2日間からなるChakkathonは、1日目に各グループでディスカッション、2日目にプレゼンテーションが行われます。

【1日目】

  1. 開会の挨拶とChakkathon主旨の説明
  2. 村役場による水上村の現状・課題などの情報提供
  3. ディスカッションのテーマの方向性について説明
  4. 各グループでのブレインワーク
  5. グループワーク・ディスカッション

【2日目】

  1. 各グループによるプレゼンテーション
  2. アイデアの精査・ディスカッション
  3. 施策の優先順位決め・課題の洗い出し
  4. プロジェクトオーナーの選定
  5. 実現までの目安となるプロセス・フロー決定

限られた時間の中で水上村の将来を変えるアイデアに着火し、実現可能なネクストアクションに向けて落とし込むことを目的としたChakkathon。

Chakkathon1日目|グループワークの様子

短く長いこの2日間で、水上村の未来に新たな光が差し込もうとしています。

水上村で企業誘致は成功するのか?

「水上村の本当の魅力は足を運んでこそわかるもの。」

一面に広がる緑の山林と球磨川から溢れ出すマイナスイオン。澄み切った空気を吸い込んだ瞬間から、筆者はこの大自然に囲まれた水上村に心を惹かれていきました。

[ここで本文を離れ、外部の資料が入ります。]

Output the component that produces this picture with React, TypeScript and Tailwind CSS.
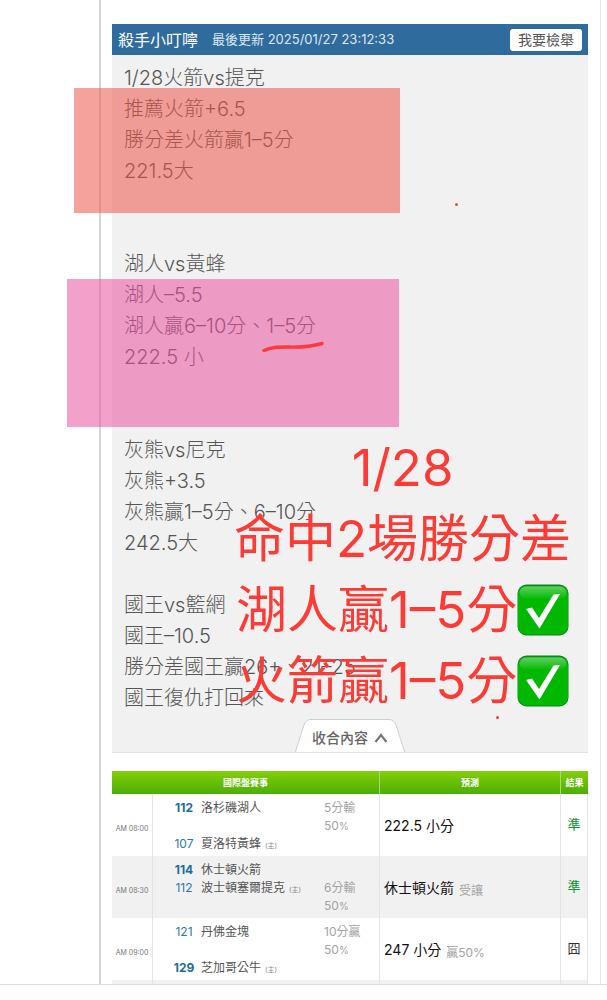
interface Team {
  number: string;
  name: string;
  home?: boolean;
  favored?: boolean;
}

interface Game {
  time: string;
  away: Team;
  host: Team;
  spread: string;
  // 讓分標示在客隊或主隊那一列
  spreadRow: 'away' | 'host';
  pick: string;
  pickNote?: string;
  result: string;
  hit: boolean;
}

const NOTE_LINES = [
  '1/28火箭vs提克',
  '推薦火箭+6.5',
  '勝分差火箭贏1–5分',
  '221.5大',
  '',
  '',
  '湖人vs黃蜂',
  '湖人–5.5',
  '湖人贏6–10分、1–5分',
  '222.5 小',
  '',
  '',
  '灰熊vs尼克',
  '灰熊+3.5',
  '灰熊贏1–5分、6–10分',
  '242.5大',
  '',
  '國王vs籃網',
  '國王–10.5',
  '勝分差國王贏26+、21–25',
  '國王復仇打回來',
];

const GAMES: Game[] = [
  {
    time: 'AM 08:00',
    away: { number: '112', name: '洛杉磯湖人', favored: true },
    host: { number: '107', name: '夏洛特黃蜂', home: true },
    spread: '5分輸',
    spreadRow: 'away',
    pick: '222.5 小分',
    result: '準',
    hit: true,
  },
  {
    time: 'AM 08:30',
    away: { number: '114', name: '休士頓火箭', favored: true },
    host: { number: '112', name: '波士頓塞爾提克', home: true },
    spread: '6分輸',
    spreadRow: 'host',
    pick: '休士頓火箭',
    pickNote: '受讓',
    result: '準',
    hit: true,
  },
  {
    time: 'AM 09:00',
    away: { number: '121', name: '丹佛金塊' },
    host: { number: '129', name: '芝加哥公牛', home: true, favored: true },
    spread: '10分贏',
    spreadRow: 'away',
    pick: '247 小分',
    pickNote: '贏50%',
    result: '囧',
    hit: false,
  },
];

function CheckMark() {
  return (
    <svg viewBox="0 0 52 52" className="h-[52px] w-[52px] shrink-0" role="img" aria-label="命中">
      <defs>
        <linearGradient id="check-shine" x1="0" y1="0" x2="0" y2="1">
          <stop offset="0" stopColor="#5fd05f" />
          <stop offset="1" stopColor="#00b800" />
        </linearGradient>
      </defs>
      <rect x="0.5" y="0.5" width="51" height="51" rx="9" fill="#078a18" />
      <rect x="1" y="2" width="50" height="48.5" rx="8.5" fill="#00b800" />
      <rect x="2.5" y="2.5" width="47" height="13" rx="6.5" fill="url(#check-shine)" />
      <path d="M9 25 L15 23.5 L22 34 L36.5 10.5 L43 10 L22.5 44.5 Z" fill="#fff" />
    </svg>
  );
}

function Spread({ text }: { text: string }) {
  return (
    <div className="w-[55px] text-[#a3a3a3]">
      {text}
      <br />
      50<span className="text-[10px]">%</span>
    </div>
  );
}

function TeamRow({ team }: { team: Team }) {
  return (
    <div className="flex">
      <span
        className={`w-6 text-center ${team.favored ? 'font-bold text-[#1d6c9f]' : 'text-[#2b78a8]'}`}
      >
        {team.number}
      </span>
      <span className="ml-[5px]">
        {team.name}
        {team.home && <span className="ml-1 text-[7px] text-[#888]">(主)</span>}
      </span>
    </div>
  );
}

function GameRow({ game, shaded }: { game: Game; shaded: boolean }) {
  return (
    <tr className={`h-[62px] ${shaded ? 'bg-[#f1f1f1]' : 'bg-white'}`}>
      <td className="border-r border-[#e4e4e4] p-0 pt-2 text-center text-[7px] whitespace-nowrap text-[#777]">
        {game.time}
      </td>
      <td className="border-r border-[#e4e4e4] p-0 align-top">
        <div className="flex justify-between pt-[5px] pl-[19px] text-[12px] leading-[18px] text-[#555]">
          <div>
            <TeamRow team={game.away} />
            {game.spreadRow === 'away' && <div className="h-[18px]" />}
            <TeamRow team={game.host} />
          </div>
          <div className={game.spreadRow === 'host' ? 'pt-[18px]' : ''}>
            <Spread text={game.spread} />
          </div>
        </div>
      </td>
      <td className="border-r border-[#e4e4e4] px-1 text-[14px] text-[#111]">
        {game.pick}
        {game.pickNote && (
          <span className="relative top-0.5 ml-[5px] text-[12px] text-[#a3a3a3]">
            {game.pickNote}
          </span>
        )}
      </td>
      <td
        className={`border-r border-[#e4e4e4] p-0 text-center text-[13px] ${game.hit ? 'text-[#0b9430]' : 'text-[#333]'}`}
      >
        {game.result}
      </td>
    </tr>
  );
}

function GamesTable() {
  return (
    <table className="mt-[18px] w-full table-fixed border-separate border-spacing-0">
      <colgroup>
        <col className="w-[41px]" />
        <col className="w-[227px]" />
        <col />
        <col className="w-[27px]" />
      </colgroup>
      <thead>
        <tr className="h-[23px] bg-linear-to-b from-[#83cf0a] to-[#4bae04] text-[9px] text-white">
          <th colSpan={2} className="border-r border-[#a5d978] p-0 font-bold">
            國際盤賽事
          </th>
          <th className="border-r border-[#a5d978] p-0 font-bold">預測</th>
          <th className="p-0 font-bold">結果</th>
        </tr>
      </thead>
      <tbody>
        {GAMES.map((game, i) => (
          <GameRow key={game.time} game={game} shaded={i % 2 === 1} />
        ))}
        <tr className="h-[62px] bg-[#f1f1f1]">
          <td className="border-r border-[#e4e4e4]" />
          <td className="border-r border-[#e4e4e4]" />
          <td className="border-r border-[#e4e4e4]" />
          <td className="border-r border-[#e4e4e4]" />
        </tr>
      </tbody>
    </table>
  );
}

// 手繪標記：色塊、底線、大字，都疊在內容上面
function Annotations() {
  return (
    <div className="pointer-events-none absolute inset-0">
      <div className="absolute top-[88px] left-[74px] h-[125px] w-[326px] bg-[#eb5649]/55" />
      <div className="absolute top-[279px] left-[67px] h-[148px] w-[332px] bg-[#e952a0]/55" />
      <svg viewBox="0 0 64 12" className="absolute top-[341px] left-[261px] h-3 w-16" fill="none">
        <path
          d="M3 9.5 C10 6 17 6 27 6 C40 6.5 49 6 61 2.5"
          stroke="#fb3a3c"
          strokeWidth="3.4"
          strokeLinecap="round"
        />
      </svg>
      <span className="absolute top-[203px] left-[455px] size-[3px] rounded-full bg-[#e5484d]" />
      <span className="absolute top-[716px] left-[496px] size-[3px] rounded-full bg-[#fb3a3c]" />
      <div className="absolute top-[432px] left-[234px] flex flex-col items-center text-[51px] leading-[71px] whitespace-nowrap text-[#fb3b35]">
        <p>1/28</p>
        <p>命中2場勝分差</p>
        <p className="flex items-center">
          湖人贏1–5分
          <CheckMark />
        </p>
        <p className="flex items-center">
          火箭贏1–5分
          <CheckMark />
        </p>
      </div>
    </div>
  );
}

export default function App() {
  return (
    <div className="flex h-screen flex-col bg-white font-['Inter','Noto_Sans_CJK_TC',sans-serif]">
      <div className="relative min-h-0 flex-1 overflow-hidden">
        <main className="mr-1.5 ml-[99px] h-full border-r border-l-2 border-r-[#e8e8e8] border-l-[#d4d4d4] pt-6 pr-3 pl-[11px]">
          <section className="border-b border-[#e2e2e2] bg-[#f1f1f1]">
            <header className="flex h-[31px] items-center bg-[#306b9e] px-1.5 text-white">
              <h1 className="text-[16px]">殺手小叮嚀</h1>
              <span className="ml-3.5 text-[13px] text-[#dce8f2]">最後更新 2025/01/27 23:12:33</span>
              <button
                type="button"
                className="ml-auto h-[22px] rounded-[3px] bg-white px-2 text-[14px] leading-[22px] text-[#555]"
              >
                我要檢舉
              </button>
            </header>
            <div className="px-3 pt-2 text-[20px] leading-[31px] text-[#555]">
              {NOTE_LINES.map((line, i) => (
                <p key={i} className="h-[31px] font-light whitespace-nowrap">
                  {line}
                </p>
              ))}
            </div>
            <div className="mt-[5px] flex justify-center">
              <button type="button" className="relative h-[33px] w-[110px] text-[14px] text-[#666]">
                <svg viewBox="0 0 110 33" className="absolute inset-0 h-full w-full" fill="none">
                  <path
                    d="M0 34 L9 6 Q11 0.5 16 0.5 H94 Q99 0.5 101 6 L110 34"
                    fill="#fff"
                    stroke="#cfcfcf"
                  />
                </svg>
                <span className="relative flex items-center justify-center gap-1.5 pt-1 font-medium">
                  收合內容
                  <svg viewBox="0 0 14 10" className="h-2.5 w-3.5" fill="none">
                    <path d="M1.5 9 L7 2 L12.5 9" stroke="#777" strokeWidth="2.2" />
                  </svg>
                </span>
              </button>
            </div>
          </section>
          <GamesTable />
        </main>
        <Annotations />
      </div>
      <footer className="h-4 border-t border-[#dcdcdc] bg-[#fdfdfd]" />
    </div>
  );
}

遠すぎる、田舎すぎる、Wi-Fiもない水上村で企業誘致を成功させるべく、地元の役場や企業が手を取り合い、今まさに大きな一歩を踏み出しました。

この壮大なプロジェクトの先に待っている未来はまだ誰も知りません。

水上村Chakkathonで着火したアイデアがどのようにプロジェクト化していくのか、筆者はこのプロジェクトを追い続け、その全てを定期的に発信していきます。